-- Task brief --
Search the data below for the string "styles". Extract every line that contains it.

─── Dataset content

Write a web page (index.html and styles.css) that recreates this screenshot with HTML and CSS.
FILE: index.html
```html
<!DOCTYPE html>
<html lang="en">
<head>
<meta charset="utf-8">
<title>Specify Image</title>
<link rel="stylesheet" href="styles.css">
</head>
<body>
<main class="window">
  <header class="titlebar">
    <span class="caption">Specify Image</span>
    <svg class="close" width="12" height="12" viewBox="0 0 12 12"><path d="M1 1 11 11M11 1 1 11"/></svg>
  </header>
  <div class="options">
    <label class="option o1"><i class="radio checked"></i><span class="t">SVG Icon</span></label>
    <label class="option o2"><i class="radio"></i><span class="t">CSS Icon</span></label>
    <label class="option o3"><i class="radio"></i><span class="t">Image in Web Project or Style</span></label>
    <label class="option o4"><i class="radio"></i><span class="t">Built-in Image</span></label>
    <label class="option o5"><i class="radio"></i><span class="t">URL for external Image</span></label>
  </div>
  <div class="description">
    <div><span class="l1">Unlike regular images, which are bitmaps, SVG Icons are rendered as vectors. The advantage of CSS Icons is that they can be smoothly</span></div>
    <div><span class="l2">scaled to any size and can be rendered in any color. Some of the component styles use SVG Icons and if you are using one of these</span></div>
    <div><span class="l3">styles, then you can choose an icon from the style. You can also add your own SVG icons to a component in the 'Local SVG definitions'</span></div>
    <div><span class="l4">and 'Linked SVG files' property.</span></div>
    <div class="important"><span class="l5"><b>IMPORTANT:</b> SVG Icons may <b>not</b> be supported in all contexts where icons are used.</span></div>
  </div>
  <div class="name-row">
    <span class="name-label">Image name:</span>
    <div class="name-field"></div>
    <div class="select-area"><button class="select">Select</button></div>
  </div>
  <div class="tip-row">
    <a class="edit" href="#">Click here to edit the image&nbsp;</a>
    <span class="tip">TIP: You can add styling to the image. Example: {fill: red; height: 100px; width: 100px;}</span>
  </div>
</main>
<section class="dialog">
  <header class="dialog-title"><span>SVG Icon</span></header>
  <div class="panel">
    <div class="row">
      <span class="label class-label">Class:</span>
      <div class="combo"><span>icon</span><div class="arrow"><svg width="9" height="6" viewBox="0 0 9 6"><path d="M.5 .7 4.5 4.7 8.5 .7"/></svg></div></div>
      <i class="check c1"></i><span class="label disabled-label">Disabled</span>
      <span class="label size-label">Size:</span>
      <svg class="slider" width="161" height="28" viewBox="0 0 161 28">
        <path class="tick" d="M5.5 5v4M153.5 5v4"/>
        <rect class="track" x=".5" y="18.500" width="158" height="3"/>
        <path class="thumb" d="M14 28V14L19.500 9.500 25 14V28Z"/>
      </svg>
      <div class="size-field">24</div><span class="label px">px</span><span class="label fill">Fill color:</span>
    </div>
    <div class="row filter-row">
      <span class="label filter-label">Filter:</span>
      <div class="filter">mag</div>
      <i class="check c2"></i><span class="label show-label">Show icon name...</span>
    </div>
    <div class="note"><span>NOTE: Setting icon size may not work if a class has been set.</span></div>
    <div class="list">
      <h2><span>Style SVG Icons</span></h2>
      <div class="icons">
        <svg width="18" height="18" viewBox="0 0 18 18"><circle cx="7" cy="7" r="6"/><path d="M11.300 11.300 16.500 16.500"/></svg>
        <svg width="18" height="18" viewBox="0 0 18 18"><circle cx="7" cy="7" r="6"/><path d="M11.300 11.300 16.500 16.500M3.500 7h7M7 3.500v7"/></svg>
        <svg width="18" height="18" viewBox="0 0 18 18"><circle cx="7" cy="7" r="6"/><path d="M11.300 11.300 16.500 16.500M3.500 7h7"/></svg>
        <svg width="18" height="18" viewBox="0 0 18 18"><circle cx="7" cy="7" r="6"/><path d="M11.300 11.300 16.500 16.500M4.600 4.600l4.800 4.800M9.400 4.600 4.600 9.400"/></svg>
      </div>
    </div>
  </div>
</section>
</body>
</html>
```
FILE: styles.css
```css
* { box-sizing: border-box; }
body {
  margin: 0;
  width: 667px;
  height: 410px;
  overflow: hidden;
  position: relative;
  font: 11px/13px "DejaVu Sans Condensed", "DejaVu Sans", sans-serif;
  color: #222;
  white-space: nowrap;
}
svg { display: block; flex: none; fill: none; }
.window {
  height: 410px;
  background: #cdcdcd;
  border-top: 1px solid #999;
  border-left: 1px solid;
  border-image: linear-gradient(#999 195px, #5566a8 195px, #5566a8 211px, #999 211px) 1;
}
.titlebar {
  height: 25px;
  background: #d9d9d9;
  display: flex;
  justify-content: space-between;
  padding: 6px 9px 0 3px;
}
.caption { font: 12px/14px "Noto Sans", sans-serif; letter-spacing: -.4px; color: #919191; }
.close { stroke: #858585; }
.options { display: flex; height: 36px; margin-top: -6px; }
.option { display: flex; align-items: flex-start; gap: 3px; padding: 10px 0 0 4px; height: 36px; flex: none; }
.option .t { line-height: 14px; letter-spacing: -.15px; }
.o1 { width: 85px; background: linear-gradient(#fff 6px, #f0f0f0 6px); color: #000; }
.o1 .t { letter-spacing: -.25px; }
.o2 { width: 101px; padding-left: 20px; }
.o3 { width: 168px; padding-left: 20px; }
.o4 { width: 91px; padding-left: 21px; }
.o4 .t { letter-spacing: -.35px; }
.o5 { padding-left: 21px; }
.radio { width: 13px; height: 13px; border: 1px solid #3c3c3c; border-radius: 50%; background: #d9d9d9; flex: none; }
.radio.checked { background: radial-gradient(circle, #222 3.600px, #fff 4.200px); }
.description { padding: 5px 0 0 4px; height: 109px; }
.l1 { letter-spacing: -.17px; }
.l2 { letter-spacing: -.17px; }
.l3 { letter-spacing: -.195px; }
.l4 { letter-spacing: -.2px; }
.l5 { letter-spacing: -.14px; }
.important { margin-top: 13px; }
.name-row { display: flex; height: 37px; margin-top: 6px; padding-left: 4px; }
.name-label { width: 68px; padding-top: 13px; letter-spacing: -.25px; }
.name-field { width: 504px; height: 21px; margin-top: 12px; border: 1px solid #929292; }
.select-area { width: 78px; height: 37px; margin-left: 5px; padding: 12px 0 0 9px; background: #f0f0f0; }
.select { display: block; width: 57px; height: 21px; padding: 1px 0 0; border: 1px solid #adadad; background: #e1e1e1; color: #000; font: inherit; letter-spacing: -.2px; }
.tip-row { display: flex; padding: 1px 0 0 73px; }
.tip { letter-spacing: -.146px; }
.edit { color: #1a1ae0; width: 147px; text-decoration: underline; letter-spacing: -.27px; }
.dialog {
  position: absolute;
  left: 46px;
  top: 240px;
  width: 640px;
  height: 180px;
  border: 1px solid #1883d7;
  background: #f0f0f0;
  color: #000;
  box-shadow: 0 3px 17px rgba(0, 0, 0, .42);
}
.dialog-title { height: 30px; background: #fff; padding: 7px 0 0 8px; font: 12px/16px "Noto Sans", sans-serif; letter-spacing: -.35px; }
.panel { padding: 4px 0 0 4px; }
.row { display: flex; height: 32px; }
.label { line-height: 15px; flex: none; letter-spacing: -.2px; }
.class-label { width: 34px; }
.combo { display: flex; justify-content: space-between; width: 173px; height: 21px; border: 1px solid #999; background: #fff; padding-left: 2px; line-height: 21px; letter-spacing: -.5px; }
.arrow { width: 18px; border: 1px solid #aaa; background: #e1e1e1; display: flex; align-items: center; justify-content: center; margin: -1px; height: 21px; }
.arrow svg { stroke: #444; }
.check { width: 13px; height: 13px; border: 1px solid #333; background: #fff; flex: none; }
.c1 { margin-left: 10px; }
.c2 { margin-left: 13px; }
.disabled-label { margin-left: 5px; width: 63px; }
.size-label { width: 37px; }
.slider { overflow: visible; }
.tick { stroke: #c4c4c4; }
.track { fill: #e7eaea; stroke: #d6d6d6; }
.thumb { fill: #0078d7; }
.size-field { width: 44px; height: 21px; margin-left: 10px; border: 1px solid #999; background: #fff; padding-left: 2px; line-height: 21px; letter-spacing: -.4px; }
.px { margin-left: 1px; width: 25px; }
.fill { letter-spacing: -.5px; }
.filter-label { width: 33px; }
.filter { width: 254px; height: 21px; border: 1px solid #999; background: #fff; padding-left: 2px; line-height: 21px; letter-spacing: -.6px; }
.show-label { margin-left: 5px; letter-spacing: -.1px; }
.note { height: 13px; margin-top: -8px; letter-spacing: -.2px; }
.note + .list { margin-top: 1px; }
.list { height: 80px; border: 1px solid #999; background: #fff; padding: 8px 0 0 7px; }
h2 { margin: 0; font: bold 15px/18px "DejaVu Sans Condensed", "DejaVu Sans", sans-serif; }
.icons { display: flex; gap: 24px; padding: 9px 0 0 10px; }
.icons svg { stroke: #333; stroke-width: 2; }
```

──────

-- Result of the task --
Write a web page (index.html and styles.css) that recreates this screenshot with HTML and CSS.
<link rel="stylesheet" href="styles.css">
    <div><span class="l2">scaled to any size and can be rendered in any color. Some of the component styles use SVG Icons and if you are using one of these</span></div>
    <div><span class="l3">styles, then you can choose an icon from the style. You can also add your own SVG icons to a component in the 'Local SVG definitions'</span></div>
FILE: styles.css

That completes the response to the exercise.